Und dann sind wir bei den Ziegen. Großen, kleinen, süßen, weißen, braunen. 80 Stück, die sich putzmunter im offenen Stall der Familie Sondermann in Lembeck bei Dorsten tummeln. Seit 28 Jahren verkaufen die Sondermanns Ziegenkäse hier, produziert aus der eigenen und aus zugekaufter Milch, mit „Green Farmer“ jetzt endlich auch online. Eine eigene Seite hätten sie ja, aber die ist, äh, mäh. Der Ziegenkäse hingegen ist fantastisch. Eine Landwirt-Landingpage hat der Hof jetzt ja auf dem neuen Digital-Marktplatz. „Wir bieten den Höfen auch einen Werbeeffekt. Markendarstellung wird in der Landwirtschaft immer wichtiger, sie gibt dir in Preisverhandlungen eine andere Wahrnehmung“, erklärt Hüsing. Zum Vorbild nahm man sich das Onlineportal „Goodeggs“, das San Francisco und Umgebung mit lokal erzeugten Produkten versorgt, die hippe Namen wie „Sierra Nevada Cheese“ oder „Dave‘s Killer Bread“ tragen. Sieben Millionen Menschen wohnen in der Bay Area, fünf im Pott – Einzug ist ergo auch hier massig vorhanden. An der US-Westküste hat bekanntlich fast jedes Startup den Exit vor Augen bzw. zum Ziel.
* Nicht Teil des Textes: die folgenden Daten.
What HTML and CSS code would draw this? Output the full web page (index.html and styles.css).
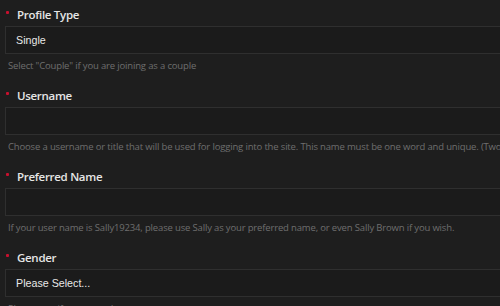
FILE: index.html
```html
<!DOCTYPE html>
<html>
<head>
<meta charset="utf-8">
<link rel="stylesheet" href="styles.css">
</head>
<body>
<form class="form">
  <div class="field">
    <label class="label"><span class="req"></span>Profile Type</label>
    <div class="input">Single</div>
    <p class="help">Select "Couple" if you are joining as a couple</p>
  </div>
  <div class="field">
    <label class="label"><span class="req"></span>Username</label>
    <div class="input"></div>
    <p class="help">Choose a username or title that will be used for logging into the site. This name must be one word and unique. (Two words will be joined.)</p>
  </div>
  <div class="field">
    <label class="label"><span class="req"></span>Preferred Name</label>
    <div class="input"></div>
    <p class="help">If your user name is Sally19234, please use Sally as your preferred name, or even Sally Brown if you wish.</p>
  </div>
  <div class="field">
    <label class="label"><span class="req"></span>Gender</label>
    <div class="input">Please Select...</div>
    <p class="help">Please specify your gender</p>
  </div>
</form>
</body>
</html>
```
FILE: styles.css
```css
html, body {
  margin: 0;
  padding: 0;
  background: #1e1e1e;
  overflow: hidden;
  width: 500px;
  height: 306px;
}
.form {
  display: flex;
  flex-direction: column;
  padding: 5px 0 0 5px;
}
.field {
  display: flex;
  flex-direction: column;
  height: 81px;
}
.label {
  display: flex;
  align-items: center;
  height: 19px;
  font-family: "Open Sans", sans-serif;
  font-weight: 600;
  font-size: 11.5px;
  letter-spacing: -0.3px;
  color: #e6e6e6;
}
.req {
  width: 3px;
  height: 3px;
  background: #c8102e;
  border-radius: 1px;
  margin: 0 8px 5px 1px;
}
.input {
  margin-top: 2px;
  width: 520px;
  height: 26px;
  border: 1px solid #2f2f2f;
  background: #1b1b1b;
  display: flex;
  align-items: center;
  padding-left: 10px;
  box-sizing: content-box;
  font-family: "Liberation Sans", Arial, sans-serif;
  font-size: 10.7px;
  color: #e8e8e8;
}
.help {
  margin: 5px 0 0 3px;
  font-family: "Open Sans", sans-serif;
  font-size: 9.5px;
  letter-spacing: -0.16px;
  color: #6e6e6e;
  white-space: nowrap;
}
```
Abschlussfrage daher bei frisch gebackenem Erdbeerkuchen und Kaffee: Wie sehen die Strategiepläne beim Startup tief im deutschen Westen aus? Der „proof of concept“ sei ja nun da, erklärt Hüsing. Jetzt gehe es darum, Hilfskräfte einzustellen, um die umfangreiche Logistikleistung von den eigenen Schultern zu nehmen und sich noch mehr aufs ins-Boot-holen von Investoren konzentrieren zu können. Der Pott soll nicht das einzige „Green Farmer“-Vertriebsgebiet bleiben. Er ist ja auch nicht die einzige Gegend mit Bauernhöfen in diesem Land.